Entries supplied
------------------------------------
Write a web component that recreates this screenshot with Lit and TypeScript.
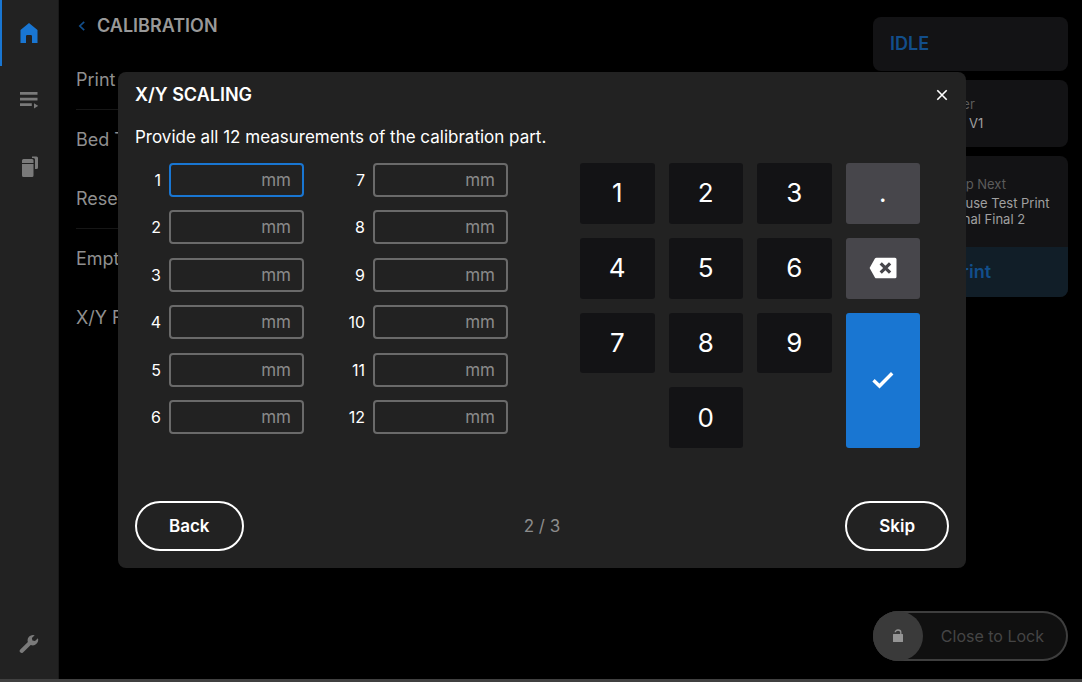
------------------------------------
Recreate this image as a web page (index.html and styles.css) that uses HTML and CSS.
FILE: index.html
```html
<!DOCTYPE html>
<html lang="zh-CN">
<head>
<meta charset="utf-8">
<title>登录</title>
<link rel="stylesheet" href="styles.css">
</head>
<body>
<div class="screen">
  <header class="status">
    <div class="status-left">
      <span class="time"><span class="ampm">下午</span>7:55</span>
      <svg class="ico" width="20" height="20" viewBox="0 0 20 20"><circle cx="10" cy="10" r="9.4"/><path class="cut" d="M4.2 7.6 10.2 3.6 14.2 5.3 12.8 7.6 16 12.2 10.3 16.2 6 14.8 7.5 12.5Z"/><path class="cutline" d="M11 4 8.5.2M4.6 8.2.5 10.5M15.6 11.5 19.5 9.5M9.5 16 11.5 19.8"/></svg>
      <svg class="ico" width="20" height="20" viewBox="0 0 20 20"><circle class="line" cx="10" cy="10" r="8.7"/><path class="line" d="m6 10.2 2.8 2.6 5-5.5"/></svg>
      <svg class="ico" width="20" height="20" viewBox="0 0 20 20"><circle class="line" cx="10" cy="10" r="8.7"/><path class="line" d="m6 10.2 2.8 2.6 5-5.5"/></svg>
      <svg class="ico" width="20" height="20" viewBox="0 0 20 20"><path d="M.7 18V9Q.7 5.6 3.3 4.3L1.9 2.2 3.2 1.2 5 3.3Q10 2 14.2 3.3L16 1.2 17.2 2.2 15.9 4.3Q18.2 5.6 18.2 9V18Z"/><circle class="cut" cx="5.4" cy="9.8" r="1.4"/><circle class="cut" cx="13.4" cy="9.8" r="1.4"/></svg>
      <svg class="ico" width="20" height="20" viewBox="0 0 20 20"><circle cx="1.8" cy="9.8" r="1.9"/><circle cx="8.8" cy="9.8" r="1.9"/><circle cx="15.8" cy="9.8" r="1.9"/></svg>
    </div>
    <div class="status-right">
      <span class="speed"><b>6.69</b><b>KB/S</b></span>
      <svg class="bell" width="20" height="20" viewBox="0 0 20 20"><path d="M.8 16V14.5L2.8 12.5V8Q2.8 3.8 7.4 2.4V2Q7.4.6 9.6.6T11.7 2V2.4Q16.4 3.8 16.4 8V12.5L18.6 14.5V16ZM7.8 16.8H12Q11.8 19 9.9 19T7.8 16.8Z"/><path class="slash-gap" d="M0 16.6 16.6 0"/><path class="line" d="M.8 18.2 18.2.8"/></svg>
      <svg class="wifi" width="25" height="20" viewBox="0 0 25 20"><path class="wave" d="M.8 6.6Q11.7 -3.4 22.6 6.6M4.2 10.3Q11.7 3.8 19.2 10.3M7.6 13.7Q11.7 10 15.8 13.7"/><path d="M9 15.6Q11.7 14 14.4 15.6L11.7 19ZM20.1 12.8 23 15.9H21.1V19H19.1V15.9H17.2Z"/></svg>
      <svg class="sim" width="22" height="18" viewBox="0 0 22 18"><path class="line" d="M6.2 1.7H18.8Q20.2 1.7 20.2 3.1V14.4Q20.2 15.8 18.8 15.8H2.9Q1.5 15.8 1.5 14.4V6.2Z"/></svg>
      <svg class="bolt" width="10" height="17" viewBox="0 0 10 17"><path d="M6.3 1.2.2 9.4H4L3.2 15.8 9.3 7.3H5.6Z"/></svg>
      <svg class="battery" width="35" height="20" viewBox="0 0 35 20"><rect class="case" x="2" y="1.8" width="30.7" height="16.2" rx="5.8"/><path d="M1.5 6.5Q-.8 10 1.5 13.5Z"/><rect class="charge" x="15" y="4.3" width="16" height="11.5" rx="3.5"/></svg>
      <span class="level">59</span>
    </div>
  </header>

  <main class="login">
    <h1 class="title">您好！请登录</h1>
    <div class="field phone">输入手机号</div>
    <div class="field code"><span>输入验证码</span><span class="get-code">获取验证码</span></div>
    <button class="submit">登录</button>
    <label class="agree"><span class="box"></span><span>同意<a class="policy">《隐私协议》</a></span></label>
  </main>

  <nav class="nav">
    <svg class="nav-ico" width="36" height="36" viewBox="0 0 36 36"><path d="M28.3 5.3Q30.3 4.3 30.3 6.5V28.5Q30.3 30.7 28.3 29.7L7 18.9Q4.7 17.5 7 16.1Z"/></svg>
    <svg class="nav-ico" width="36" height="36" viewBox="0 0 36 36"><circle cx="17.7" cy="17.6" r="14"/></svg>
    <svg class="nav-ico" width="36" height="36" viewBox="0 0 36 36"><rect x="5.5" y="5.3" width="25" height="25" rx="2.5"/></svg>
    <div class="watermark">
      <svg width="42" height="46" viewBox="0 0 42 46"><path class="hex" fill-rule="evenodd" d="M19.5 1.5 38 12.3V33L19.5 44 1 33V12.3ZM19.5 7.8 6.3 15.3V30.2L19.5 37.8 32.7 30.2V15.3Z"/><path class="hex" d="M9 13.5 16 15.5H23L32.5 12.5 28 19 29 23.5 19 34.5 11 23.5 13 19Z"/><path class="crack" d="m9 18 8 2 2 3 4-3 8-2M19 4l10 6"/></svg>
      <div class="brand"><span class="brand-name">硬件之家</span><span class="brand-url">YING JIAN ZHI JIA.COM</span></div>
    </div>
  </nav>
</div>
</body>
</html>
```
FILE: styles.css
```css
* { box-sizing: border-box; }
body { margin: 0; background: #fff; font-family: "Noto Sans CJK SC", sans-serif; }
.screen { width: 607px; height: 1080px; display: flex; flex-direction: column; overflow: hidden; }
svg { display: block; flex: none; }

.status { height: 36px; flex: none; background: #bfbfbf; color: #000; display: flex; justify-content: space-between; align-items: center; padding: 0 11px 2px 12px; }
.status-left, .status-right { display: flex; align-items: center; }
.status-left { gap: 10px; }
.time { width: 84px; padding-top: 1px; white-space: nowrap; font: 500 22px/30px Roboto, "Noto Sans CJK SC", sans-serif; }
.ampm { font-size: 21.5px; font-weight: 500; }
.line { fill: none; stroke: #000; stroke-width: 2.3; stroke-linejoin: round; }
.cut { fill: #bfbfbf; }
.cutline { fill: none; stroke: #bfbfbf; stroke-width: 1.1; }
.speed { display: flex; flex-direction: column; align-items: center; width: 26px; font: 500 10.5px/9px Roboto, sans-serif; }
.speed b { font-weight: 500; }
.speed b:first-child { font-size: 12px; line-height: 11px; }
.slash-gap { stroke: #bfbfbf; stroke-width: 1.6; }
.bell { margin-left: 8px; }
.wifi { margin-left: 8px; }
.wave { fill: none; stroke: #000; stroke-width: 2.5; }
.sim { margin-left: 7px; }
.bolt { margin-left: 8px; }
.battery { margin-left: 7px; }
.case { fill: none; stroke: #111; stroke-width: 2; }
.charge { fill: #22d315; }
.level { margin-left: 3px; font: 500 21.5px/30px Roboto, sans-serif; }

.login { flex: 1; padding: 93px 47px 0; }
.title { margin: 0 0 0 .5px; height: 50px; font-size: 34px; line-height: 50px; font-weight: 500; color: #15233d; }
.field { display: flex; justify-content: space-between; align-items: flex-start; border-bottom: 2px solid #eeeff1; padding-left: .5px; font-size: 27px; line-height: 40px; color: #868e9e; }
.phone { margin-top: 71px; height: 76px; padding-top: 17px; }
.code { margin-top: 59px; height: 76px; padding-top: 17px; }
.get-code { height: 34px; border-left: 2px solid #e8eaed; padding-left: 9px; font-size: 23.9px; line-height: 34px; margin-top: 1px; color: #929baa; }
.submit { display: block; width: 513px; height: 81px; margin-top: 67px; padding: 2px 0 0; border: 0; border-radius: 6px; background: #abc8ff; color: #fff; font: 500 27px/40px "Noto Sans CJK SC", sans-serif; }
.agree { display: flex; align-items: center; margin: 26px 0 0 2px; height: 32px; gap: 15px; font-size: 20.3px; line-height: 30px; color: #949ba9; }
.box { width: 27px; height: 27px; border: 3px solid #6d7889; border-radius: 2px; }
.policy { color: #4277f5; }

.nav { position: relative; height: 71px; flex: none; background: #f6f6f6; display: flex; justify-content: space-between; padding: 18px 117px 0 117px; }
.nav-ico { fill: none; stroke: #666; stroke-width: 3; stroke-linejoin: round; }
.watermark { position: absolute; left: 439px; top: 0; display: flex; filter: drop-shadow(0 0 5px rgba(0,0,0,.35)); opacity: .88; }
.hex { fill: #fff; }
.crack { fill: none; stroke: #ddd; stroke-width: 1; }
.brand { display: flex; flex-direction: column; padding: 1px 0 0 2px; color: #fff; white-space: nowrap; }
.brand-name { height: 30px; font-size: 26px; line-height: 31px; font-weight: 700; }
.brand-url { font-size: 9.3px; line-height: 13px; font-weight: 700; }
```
------------------------------------
Copy every line that includes the string "styles" from the material above.

Recreate this image as a web page (index.html and styles.css) that uses HTML and CSS.
<link rel="stylesheet" href="styles.css">
FILE: styles.css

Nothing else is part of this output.